Scan the data below and pick out the lines containing the word "Tailwind".
** Begin Supplied records **
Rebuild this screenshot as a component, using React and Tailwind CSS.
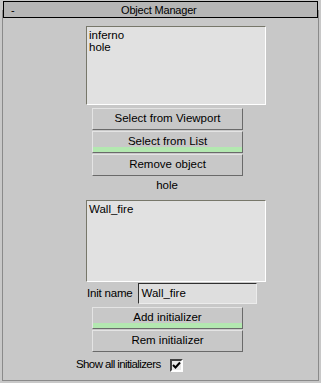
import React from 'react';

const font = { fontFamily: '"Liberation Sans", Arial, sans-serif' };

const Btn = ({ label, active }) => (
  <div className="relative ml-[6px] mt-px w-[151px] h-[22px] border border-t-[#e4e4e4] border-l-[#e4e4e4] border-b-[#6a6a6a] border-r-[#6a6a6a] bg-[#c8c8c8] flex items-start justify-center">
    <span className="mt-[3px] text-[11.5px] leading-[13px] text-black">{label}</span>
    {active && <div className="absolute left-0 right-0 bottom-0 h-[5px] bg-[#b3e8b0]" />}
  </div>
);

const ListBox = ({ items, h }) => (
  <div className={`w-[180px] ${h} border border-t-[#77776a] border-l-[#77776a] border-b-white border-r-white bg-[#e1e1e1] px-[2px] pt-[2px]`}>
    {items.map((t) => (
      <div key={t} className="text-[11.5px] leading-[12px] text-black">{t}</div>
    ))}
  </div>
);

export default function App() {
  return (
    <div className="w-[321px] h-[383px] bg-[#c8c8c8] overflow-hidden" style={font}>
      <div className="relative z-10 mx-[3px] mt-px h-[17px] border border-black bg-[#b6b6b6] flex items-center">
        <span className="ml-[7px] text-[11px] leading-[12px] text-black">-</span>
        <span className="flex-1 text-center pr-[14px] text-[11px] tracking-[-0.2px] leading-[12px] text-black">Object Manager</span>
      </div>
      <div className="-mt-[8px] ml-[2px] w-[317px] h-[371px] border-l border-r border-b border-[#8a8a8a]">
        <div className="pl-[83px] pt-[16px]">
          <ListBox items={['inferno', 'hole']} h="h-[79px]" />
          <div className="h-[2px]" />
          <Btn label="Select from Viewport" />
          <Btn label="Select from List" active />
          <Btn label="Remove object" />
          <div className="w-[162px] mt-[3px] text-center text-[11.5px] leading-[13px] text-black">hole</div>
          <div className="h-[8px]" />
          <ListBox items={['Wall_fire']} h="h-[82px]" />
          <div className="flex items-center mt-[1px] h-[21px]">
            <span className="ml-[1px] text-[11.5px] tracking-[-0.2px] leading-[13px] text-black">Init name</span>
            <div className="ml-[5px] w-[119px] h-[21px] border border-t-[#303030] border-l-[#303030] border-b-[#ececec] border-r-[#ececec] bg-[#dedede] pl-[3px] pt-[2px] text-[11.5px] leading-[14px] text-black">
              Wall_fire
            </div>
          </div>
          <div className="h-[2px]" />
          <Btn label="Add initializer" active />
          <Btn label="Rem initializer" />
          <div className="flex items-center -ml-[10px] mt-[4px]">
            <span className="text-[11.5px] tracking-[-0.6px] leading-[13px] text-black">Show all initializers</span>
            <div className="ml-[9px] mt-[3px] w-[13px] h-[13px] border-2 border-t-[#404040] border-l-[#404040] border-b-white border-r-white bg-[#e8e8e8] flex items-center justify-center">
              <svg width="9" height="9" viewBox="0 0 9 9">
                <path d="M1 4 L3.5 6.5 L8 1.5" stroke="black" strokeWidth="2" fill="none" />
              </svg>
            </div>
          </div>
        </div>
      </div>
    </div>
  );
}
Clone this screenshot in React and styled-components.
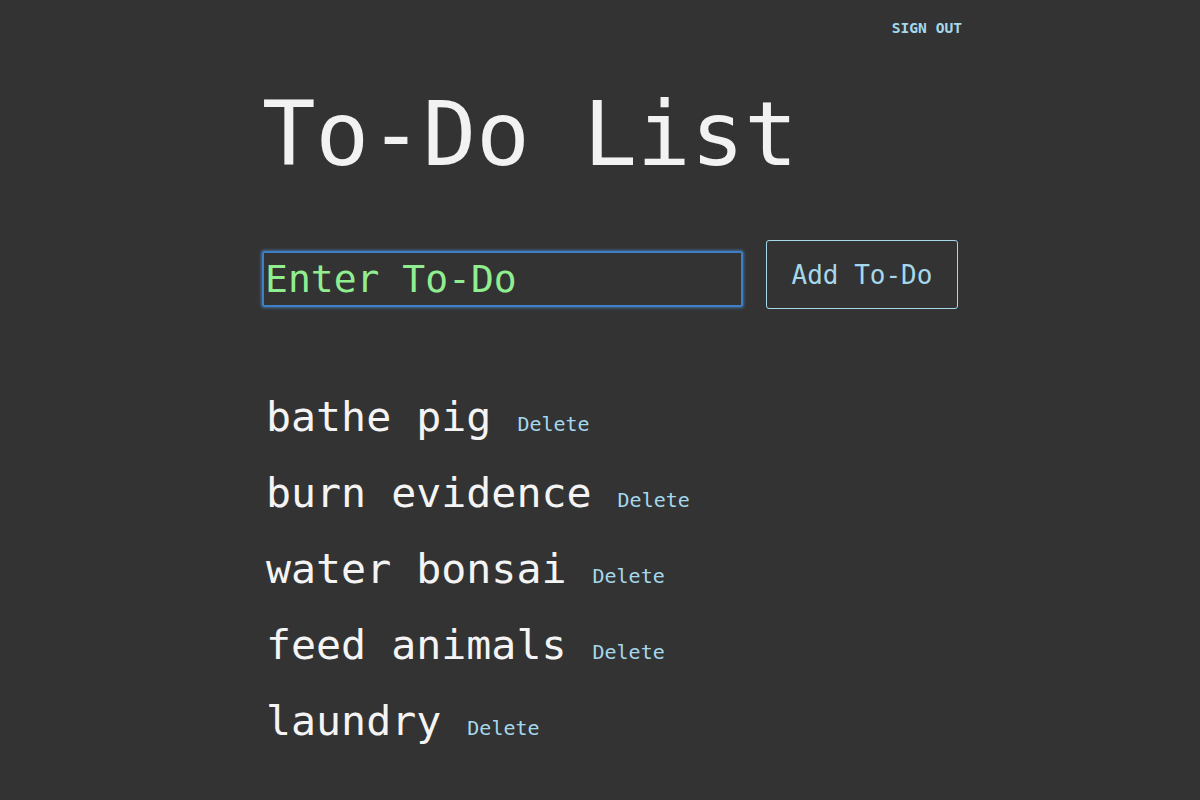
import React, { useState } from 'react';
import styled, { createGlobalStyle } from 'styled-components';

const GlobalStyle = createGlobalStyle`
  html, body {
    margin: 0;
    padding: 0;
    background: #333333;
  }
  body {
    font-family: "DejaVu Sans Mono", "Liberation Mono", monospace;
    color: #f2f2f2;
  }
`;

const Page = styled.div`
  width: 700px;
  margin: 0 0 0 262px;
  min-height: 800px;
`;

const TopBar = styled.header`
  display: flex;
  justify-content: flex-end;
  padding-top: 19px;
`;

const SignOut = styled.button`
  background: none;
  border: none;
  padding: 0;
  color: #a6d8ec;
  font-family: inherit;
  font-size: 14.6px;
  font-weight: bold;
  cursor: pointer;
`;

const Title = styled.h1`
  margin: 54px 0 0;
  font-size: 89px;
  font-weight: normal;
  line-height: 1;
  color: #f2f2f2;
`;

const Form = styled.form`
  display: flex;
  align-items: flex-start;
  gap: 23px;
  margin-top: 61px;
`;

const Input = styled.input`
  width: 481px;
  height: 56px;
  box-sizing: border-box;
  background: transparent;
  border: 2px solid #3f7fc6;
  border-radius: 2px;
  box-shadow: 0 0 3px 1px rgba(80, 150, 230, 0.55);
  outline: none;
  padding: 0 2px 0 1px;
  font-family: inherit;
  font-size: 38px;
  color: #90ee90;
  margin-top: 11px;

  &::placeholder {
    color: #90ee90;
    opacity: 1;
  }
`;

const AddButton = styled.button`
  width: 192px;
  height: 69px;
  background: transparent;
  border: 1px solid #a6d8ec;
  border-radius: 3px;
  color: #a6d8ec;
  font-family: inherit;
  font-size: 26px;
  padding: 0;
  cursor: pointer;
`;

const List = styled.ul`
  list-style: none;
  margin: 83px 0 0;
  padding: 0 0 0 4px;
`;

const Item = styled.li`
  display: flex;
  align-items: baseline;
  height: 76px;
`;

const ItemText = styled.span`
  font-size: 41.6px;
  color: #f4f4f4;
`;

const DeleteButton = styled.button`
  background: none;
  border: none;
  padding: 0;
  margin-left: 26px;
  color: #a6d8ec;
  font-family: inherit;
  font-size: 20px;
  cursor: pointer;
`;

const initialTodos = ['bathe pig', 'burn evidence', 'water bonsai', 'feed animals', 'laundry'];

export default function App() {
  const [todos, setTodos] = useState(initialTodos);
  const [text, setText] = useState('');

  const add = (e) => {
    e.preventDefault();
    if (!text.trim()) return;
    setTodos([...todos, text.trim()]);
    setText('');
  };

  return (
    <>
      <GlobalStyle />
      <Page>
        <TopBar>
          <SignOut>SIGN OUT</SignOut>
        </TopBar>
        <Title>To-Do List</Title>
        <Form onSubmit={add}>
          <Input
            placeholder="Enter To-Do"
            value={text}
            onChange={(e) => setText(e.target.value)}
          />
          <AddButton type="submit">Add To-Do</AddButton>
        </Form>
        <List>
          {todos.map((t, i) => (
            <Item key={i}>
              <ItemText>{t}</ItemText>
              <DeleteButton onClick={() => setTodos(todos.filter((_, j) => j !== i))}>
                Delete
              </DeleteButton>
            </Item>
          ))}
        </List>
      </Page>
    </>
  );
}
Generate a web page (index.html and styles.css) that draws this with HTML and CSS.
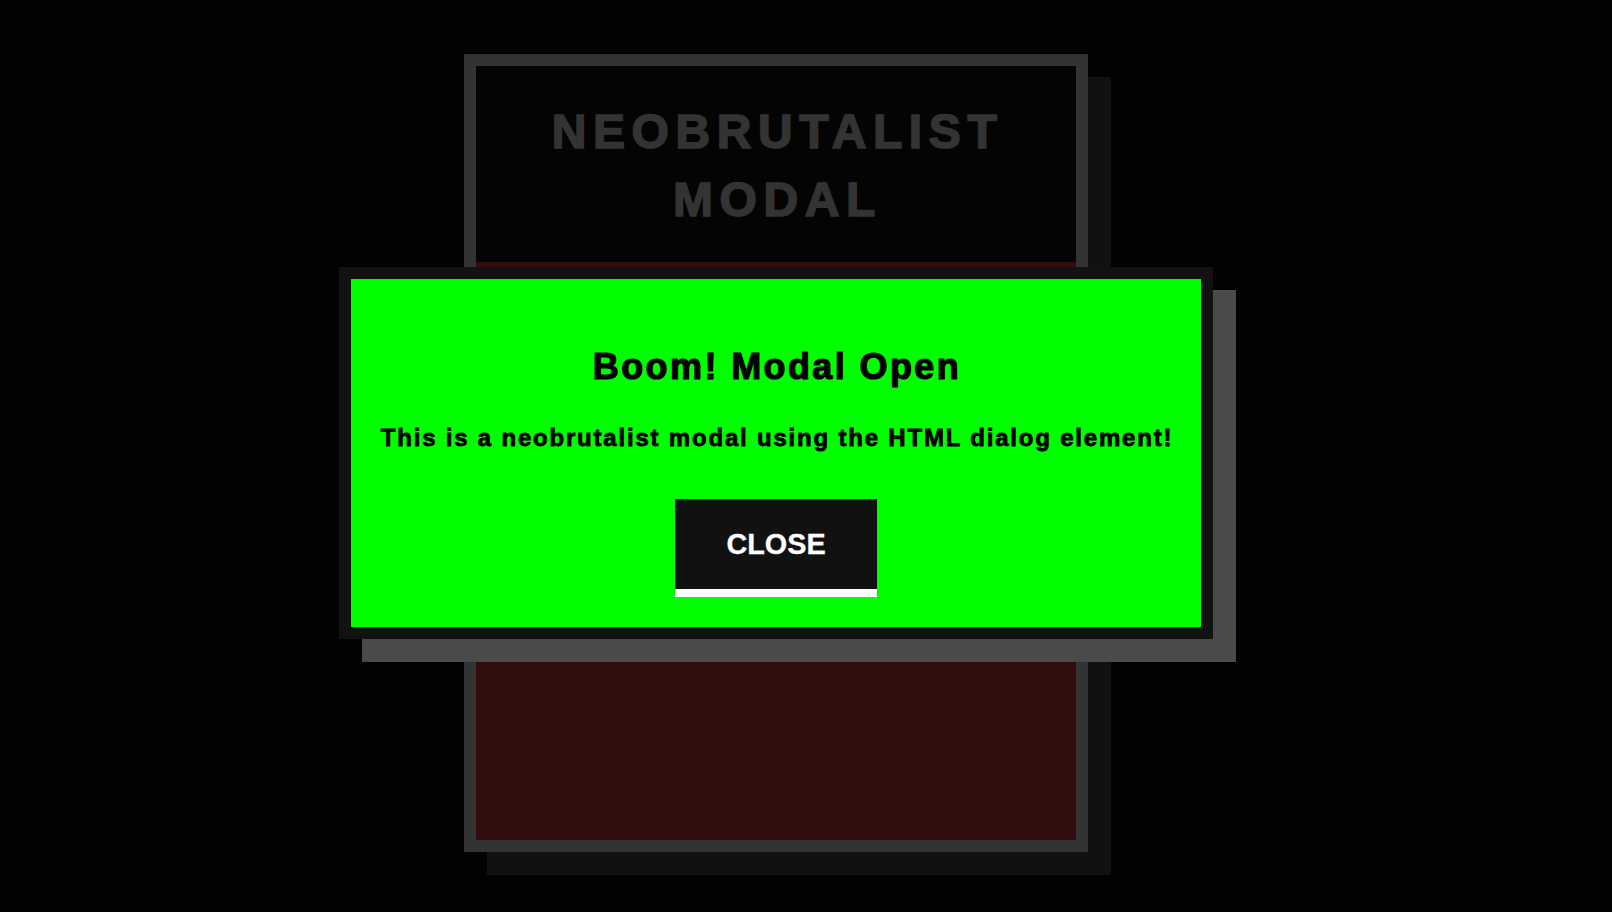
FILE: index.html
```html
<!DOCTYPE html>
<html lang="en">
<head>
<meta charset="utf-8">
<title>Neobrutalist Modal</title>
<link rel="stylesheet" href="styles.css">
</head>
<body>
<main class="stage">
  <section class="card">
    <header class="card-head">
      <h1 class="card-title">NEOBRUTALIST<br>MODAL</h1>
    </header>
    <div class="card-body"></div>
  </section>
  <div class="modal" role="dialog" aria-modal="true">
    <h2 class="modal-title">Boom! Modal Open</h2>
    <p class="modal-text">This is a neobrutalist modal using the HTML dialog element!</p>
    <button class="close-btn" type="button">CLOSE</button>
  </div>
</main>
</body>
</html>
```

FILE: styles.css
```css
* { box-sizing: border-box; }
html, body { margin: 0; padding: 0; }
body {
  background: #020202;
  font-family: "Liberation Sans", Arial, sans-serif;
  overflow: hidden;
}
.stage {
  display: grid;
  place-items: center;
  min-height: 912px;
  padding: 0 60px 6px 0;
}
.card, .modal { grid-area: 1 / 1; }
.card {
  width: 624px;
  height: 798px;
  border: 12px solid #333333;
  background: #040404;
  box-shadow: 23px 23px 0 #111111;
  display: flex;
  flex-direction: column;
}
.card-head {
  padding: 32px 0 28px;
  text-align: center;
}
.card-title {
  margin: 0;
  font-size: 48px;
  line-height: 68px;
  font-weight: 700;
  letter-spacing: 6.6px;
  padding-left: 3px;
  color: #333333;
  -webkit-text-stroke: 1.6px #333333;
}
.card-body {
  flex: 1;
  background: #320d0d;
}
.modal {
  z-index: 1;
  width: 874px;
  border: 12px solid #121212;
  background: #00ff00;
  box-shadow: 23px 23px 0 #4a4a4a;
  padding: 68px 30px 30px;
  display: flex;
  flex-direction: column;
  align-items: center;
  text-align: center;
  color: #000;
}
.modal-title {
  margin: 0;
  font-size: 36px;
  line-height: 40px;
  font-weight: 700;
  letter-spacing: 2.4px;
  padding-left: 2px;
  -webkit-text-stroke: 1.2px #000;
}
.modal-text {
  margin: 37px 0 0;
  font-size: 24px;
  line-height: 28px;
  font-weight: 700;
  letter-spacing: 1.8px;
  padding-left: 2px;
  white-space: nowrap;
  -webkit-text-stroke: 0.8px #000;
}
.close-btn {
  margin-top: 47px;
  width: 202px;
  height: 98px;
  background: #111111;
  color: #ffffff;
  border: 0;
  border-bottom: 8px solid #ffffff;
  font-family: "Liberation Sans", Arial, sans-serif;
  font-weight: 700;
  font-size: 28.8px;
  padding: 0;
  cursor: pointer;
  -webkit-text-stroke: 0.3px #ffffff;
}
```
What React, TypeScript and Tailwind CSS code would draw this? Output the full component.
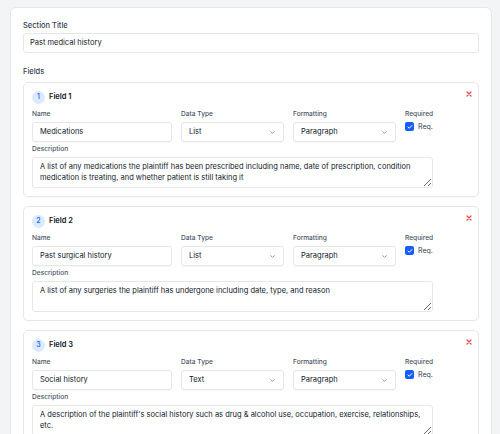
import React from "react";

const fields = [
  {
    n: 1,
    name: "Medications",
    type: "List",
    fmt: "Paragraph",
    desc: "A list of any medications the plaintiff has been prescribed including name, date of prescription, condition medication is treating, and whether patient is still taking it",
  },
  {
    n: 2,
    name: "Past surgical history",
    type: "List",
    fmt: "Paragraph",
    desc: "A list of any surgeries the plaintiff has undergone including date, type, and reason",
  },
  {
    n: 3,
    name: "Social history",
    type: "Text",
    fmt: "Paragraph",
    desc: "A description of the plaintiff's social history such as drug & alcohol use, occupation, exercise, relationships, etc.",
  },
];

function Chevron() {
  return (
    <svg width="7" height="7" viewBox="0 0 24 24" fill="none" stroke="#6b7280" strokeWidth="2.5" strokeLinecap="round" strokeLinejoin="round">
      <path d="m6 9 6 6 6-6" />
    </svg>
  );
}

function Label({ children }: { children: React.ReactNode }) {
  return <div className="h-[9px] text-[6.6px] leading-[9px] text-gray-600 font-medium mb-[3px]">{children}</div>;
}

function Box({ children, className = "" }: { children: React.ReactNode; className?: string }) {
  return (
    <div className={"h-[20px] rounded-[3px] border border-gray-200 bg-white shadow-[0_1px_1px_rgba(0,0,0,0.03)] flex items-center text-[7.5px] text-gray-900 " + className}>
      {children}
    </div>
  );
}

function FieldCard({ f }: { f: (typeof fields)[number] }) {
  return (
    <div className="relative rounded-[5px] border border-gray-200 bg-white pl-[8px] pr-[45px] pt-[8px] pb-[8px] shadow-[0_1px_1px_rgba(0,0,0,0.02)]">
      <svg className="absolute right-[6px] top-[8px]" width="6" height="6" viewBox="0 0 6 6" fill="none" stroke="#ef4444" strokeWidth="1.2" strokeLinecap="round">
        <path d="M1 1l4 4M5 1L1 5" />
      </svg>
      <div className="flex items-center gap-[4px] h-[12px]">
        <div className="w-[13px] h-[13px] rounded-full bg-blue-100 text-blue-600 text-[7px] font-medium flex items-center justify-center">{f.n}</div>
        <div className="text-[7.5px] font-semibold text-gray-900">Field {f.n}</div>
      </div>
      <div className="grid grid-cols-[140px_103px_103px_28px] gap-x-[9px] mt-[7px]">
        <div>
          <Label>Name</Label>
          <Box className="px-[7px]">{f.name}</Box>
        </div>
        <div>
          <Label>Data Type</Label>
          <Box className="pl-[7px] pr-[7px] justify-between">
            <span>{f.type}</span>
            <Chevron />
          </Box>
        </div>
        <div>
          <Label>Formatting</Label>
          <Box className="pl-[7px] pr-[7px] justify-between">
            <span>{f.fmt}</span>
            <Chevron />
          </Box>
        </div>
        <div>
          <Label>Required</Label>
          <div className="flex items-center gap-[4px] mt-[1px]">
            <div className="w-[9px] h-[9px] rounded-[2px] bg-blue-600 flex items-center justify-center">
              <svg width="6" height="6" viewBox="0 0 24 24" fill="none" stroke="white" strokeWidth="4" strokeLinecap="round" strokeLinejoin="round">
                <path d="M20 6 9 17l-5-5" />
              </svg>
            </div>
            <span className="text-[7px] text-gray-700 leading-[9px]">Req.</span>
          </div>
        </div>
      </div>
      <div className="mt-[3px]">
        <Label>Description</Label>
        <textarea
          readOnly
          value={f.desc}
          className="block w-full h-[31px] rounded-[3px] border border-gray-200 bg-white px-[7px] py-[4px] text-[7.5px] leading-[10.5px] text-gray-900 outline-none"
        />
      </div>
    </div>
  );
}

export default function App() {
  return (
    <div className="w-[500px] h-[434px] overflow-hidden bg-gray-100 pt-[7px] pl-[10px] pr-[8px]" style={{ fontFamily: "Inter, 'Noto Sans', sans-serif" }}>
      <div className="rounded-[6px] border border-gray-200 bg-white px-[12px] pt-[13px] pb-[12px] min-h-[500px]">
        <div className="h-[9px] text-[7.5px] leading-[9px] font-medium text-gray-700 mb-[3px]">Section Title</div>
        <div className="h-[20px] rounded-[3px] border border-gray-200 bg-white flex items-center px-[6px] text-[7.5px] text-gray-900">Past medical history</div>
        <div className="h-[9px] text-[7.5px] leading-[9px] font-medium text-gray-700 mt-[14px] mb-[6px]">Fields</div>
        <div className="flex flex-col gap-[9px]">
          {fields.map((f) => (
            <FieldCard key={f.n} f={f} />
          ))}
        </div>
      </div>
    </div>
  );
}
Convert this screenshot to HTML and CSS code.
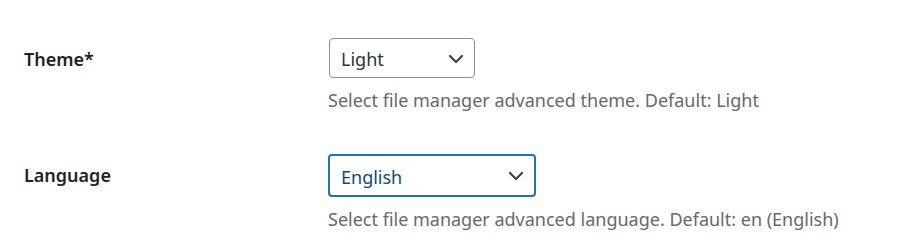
** End Supplied records **
**The output**.
Rebuild this screenshot as a component, using React and Tailwind CSS.
What React, TypeScript and Tailwind CSS code would draw this? Output the full component.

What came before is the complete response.